Things to do to prepare for GDPRPosted in : Seamus Says - Employment Law Discussion on 18 October 2017
Q. The GDPR is a big threat, with €20 million fines being the headline scare, how might we best prepare for it? If we could do just three things before the 25th of May 2018, which is when it kicks in, what would you recommend?
Seamus: I know this is a hot topic in relation to GDPR. I think people are feeling a bit of panic in terms of it coming and it's so close to coming. The 25th of May is not that far away. The purpose of it is to strengthen and unify data protection for individuals within the EU, but it is also going to impact us in the UK. There's no get out clause for us, unfortunately. That's the way that it's going to be.
In terms of three things, it's hard to limit it to three things.
Scott: I'm going to limit you to three. No, four, you can do four.
Seamus: You're going to hold me to that.
Scott: No more than that.
Seamus: In our office here, what we did, this was a good idea, we had seminars during the summer months. People are off during the summer. We had a number of seminars. We really looked at our internal awareness, if I call it that. That was about educating our staff, our support staff and our professional staff in terms of general data protection and also what would happen with GDPR further down the lien. It's just about bringing it to their attention and I think making sure that the people are aware. So, it's the silly things that people might do, have a file of papers with their client details on it and if they leave it at a restaurant because they've been out for lunch straight after their appointment . . .

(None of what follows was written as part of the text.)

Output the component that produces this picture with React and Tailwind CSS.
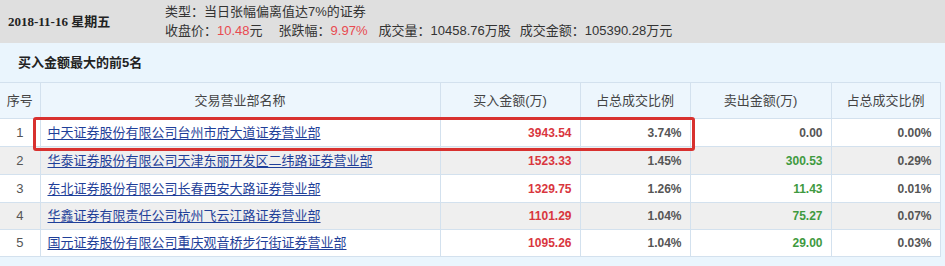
import React from "react";

const rows = [
  { no: 1, name: "中天证券股份有限公司台州市府大道证券营业部", buy: "3943.54", buyPct: "3.74%", sell: "0.00", sellPct: "0.00%" },
  { no: 2, name: "华泰证券股份有限公司天津东丽开发区二纬路证券营业部", buy: "1523.33", buyPct: "1.45%", sell: "300.53", sellPct: "0.29%" },
  { no: 3, name: "东北证券股份有限公司长春西安大路证券营业部", buy: "1329.75", buyPct: "1.26%", sell: "11.43", sellPct: "0.01%" },
  { no: 4, name: "华鑫证券有限责任公司杭州飞云江路证券营业部", buy: "1101.29", buyPct: "1.04%", sell: "75.27", sellPct: "0.07%" },
  { no: 5, name: "国元证券股份有限公司重庆观音桥步行街证券营业部", buy: "1095.26", buyPct: "1.04%", sell: "29.00", sellPct: "0.03%" },
];

const cjk = { fontFamily: '"Liberation Sans", "Noto Sans CJK SC", sans-serif' };

export default function App() {
  return (
    <div className="relative w-[945px] h-[266px] overflow-hidden bg-[#eaf5fd] text-[#333]" style={cjk}>
      <div className="h-[43px] bg-[#dfdfdf] flex items-center">
        <div className="w-[165px] pl-2 text-[13px] font-bold text-[#222]" style={{ fontFamily: '"Liberation Serif", "Noto Sans CJK SC", serif' }}>
          2018-11-16 星期五
        </div>
        <div className="flex flex-col text-[13px] leading-[19px] text-[#333] -mt-[2px]">
          <div>类型：当日张幅偏离值达7%的证券</div>
          <div className="flex">
            <span>收盘价：</span>
            <span className="text-[#e84a50]">10.48</span>
            <span>元</span>
            <span className="ml-[16px]">张跌幅：</span>
            <span className="text-[#e84a50]">9.97%</span>
            <span className="ml-[11px]">成交量：</span>
            <span>10458.76万股</span>
            <span className="ml-[9px]">成交金额：</span>
            <span>105390.28万元</span>
          </div>
        </div>
      </div>

      <div className="h-[39px] flex items-center pl-[18px] text-[13px] font-bold text-[#222]">
        买入金额最大的前5名
      </div>

      <table className="border-collapse table-fixed w-[940px] text-[13px]">
        <colgroup>
          <col className="w-[40px]" />
          <col className="w-[400px]" />
          <col className="w-[140px]" />
          <col className="w-[110px]" />
          <col className="w-[141px]" />
          <col className="w-[109px]" />
        </colgroup>
        <thead>
          <tr className="h-[36px] bg-[#edf6fd] text-[#444]">
            <th className="font-normal border-t border-r border-[#d3e1ee]">序号</th>
            <th className="font-normal border-t border-r border-[#d3e1ee]">交易营业部名称</th>
            <th className="font-normal border-t border-r border-[#d3e1ee]">买入金额(万)</th>
            <th className="font-normal border-t border-r border-[#d3e1ee]">占总成交比例</th>
            <th className="font-normal border-t border-r border-[#d3e1ee]">卖出金额(万)</th>
            <th className="font-normal border-t border-r border-[#d3e1ee]">占总成交比例</th>
          </tr>
        </thead>
        <tbody>
          {rows.map((r, i) => (
            <tr key={r.no} className={(i % 2 ? "bg-[#efefef]" : "bg-white") + (i < 3 ? " h-[28px]" : " h-[27px]")}>
              <td className="text-center text-[#555] border border-l-0 border-[#d3e1ee]">{r.no}</td>
              <td className="pl-[7px] border border-[#d3e1ee]">
                <a href="#" className="text-[#1f3f99] underline underline-offset-2">{r.name}</a>
              </td>
              <td className="text-right pr-2 text-[12px] font-bold text-[#d9363e] border border-[#d3e1ee]">{r.buy}</td>
              <td className="text-right pr-2 text-[12px] font-bold text-[#555] border border-[#d3e1ee]">{r.buyPct}</td>
              <td className={"text-right pr-2 text-[12px] font-bold border border-[#d3e1ee] " + (r.sell === "0.00" ? "text-[#555]" : "text-[#3f9a3f]")}>
                {r.sell}
              </td>
              <td className="text-right pr-2 text-[12px] font-bold text-[#555] border border-[#d3e1ee]">{r.sellPct}</td>
            </tr>
          ))}
        </tbody>
      </table>

      <div className="absolute left-[33px] top-[117px] w-[662px] h-[34px] border-[3px] border-[#d8312f] rounded-[3px] pointer-events-none" />
    </div>
  );
}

Scott: That's not really any different than the existing . . .
Seamus: No different.
Scott: The difference is you can get fined €20 million.
Seamus: That's the big difference.
Scott: Instead of half a million quid.
Seamus: To be clear about that, the position is it could be more than that - it's up to four percent of your worldwide turnover. So, for local businesses within Northern Ireland.
Scott: Pretty successful firm you've got here.
Seamus: Absolutely. Bringing up the internal awareness is the important point. The second thing would be to look at the documentation you're holding, personal data. It is about having some sort of system in place because, under the new regulations, there will be a system whereby you have to be clear about the documentation that you're holding, why you're holding it and where you got it from, things like that. It might be looking at gone are the days of having the personnel file in the corner and saying if anybody wants to know, I'll go and check through it. It's about keeping your data up to date.
Scott: It's about auditing that but again, it's all personal data, isn't it? You're not talking about financial data in relation to a firm. It's individual personal data.
Seamus: It's typical things like looking at the subject access request, but it's about being on top of it and auditing, making sure you're shredding and getting rid of any data that you don't need any longer and making sure that you're adhering to that process.
Scott: Raising awareness with staff about the difficulties, auditing and recording your documentation. What's your third?
Seamus: The third one and this is a general one again, do your data protection impact assessment. One of the ideas that the other people have done is they've sent a dummy email around the office and see who exactly has been on top of it and opened up and caused difficulties in terms of breaches of data or brought in some DNS virus in the end of their system, whereby their data is going to be taken and disseminated somewhere else. So, ideas like that, looking at your impact assessment and trying to prepare and get your staff ready for how this is going to work . . . and just as a fourth one, just to flag your data protection officer.
In general, it's a good idea to have a Data Protection Officer, a formally appointed one. We have a formally appointed one as of last year. Just making somebody much more aware of what the position is and somebody within the office that everybody can go to, to get information of if they have issues or queries or things they need to discuss, that they can go and identify that. The position at the minute is limited to the public authority, but also includes organisations that carry out the largest scale possession of specific types of documentation like health records and data and things like that. I think as a general principle, get a Data Protection Officer in place.
Scott: Somebody in place that knows a fair bit about what we're talking about or at least test where the weak spots are.